◆ Listed records
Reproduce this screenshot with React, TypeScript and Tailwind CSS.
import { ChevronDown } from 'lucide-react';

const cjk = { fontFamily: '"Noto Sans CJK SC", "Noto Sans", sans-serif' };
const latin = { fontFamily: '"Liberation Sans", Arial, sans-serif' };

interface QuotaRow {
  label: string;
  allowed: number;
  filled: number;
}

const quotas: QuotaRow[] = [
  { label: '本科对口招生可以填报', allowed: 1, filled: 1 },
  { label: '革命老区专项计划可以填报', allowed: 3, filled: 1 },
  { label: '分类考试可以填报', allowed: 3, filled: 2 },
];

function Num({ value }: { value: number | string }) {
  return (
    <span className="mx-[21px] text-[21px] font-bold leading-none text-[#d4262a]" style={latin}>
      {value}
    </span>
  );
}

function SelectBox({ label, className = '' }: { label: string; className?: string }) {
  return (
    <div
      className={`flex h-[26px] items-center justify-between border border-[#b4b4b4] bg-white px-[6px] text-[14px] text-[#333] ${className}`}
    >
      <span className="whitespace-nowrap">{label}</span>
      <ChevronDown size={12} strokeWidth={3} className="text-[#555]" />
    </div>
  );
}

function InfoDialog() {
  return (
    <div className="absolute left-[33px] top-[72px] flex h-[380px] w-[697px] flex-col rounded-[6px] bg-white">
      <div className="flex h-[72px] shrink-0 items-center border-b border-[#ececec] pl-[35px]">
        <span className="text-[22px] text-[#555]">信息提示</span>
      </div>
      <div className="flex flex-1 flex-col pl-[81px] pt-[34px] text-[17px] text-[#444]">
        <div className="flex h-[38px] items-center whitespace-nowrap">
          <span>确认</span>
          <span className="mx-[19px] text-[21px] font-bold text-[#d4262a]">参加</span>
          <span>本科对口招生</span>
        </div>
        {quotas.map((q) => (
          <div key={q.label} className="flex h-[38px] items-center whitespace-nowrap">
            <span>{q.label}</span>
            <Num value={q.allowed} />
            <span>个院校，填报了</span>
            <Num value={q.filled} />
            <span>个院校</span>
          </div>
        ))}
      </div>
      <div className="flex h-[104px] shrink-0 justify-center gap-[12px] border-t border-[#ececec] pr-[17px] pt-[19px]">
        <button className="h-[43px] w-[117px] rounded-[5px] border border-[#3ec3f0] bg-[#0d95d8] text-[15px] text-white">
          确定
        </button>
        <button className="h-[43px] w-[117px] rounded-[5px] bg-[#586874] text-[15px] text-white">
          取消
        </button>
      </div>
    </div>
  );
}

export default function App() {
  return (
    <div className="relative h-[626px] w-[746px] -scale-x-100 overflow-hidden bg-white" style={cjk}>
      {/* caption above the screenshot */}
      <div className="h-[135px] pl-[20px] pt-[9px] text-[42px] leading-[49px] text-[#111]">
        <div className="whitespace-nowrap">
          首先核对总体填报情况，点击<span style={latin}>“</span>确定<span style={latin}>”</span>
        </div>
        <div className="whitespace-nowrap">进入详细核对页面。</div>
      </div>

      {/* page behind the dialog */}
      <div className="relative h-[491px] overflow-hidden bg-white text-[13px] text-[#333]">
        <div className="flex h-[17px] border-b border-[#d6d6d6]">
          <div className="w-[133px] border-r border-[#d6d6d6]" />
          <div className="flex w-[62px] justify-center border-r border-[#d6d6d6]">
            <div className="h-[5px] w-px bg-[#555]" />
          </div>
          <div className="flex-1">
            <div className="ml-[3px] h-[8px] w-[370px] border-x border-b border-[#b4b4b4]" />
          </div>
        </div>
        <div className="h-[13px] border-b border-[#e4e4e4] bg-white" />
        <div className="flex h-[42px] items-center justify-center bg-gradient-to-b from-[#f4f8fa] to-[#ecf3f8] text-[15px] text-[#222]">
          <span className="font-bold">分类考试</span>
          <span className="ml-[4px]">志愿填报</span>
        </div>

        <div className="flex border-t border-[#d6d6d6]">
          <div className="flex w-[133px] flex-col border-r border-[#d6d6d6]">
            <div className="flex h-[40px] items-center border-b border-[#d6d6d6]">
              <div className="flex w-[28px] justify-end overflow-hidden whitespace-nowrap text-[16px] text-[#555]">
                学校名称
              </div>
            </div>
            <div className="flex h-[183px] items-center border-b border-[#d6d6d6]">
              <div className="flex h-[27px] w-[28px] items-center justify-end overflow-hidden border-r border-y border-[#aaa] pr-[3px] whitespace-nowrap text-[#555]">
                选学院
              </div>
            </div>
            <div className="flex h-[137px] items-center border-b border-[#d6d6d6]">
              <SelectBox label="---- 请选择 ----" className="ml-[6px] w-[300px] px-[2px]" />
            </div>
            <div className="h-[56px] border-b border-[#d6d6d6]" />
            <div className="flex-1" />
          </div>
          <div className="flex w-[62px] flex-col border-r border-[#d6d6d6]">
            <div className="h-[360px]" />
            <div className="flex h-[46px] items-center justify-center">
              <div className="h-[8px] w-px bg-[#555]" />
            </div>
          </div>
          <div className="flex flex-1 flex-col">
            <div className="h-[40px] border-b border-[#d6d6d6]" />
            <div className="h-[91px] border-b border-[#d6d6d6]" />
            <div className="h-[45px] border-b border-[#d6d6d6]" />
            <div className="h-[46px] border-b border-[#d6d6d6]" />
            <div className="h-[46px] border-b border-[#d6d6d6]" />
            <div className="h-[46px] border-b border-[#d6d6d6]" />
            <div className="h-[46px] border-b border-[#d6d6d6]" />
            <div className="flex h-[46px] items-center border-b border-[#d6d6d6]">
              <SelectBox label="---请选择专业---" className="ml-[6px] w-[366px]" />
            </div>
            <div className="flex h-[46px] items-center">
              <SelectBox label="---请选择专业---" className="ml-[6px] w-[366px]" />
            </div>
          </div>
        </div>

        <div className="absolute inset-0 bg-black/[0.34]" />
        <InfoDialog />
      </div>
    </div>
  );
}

...

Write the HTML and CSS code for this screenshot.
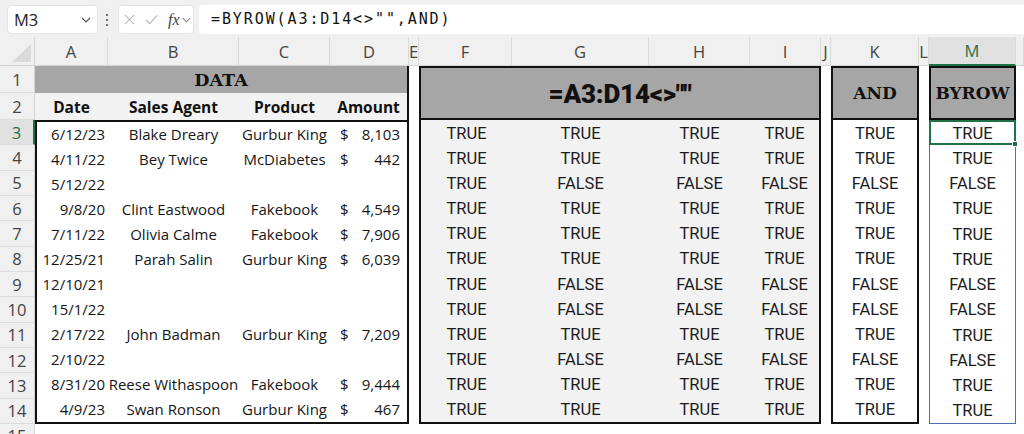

◆ Exercise aim
Please list every line of the records that contains "this".

◆ Exercise response
Reproduce this screenshot with React, TypeScript and Tailwind CSS.
Write the HTML and CSS code for this screenshot.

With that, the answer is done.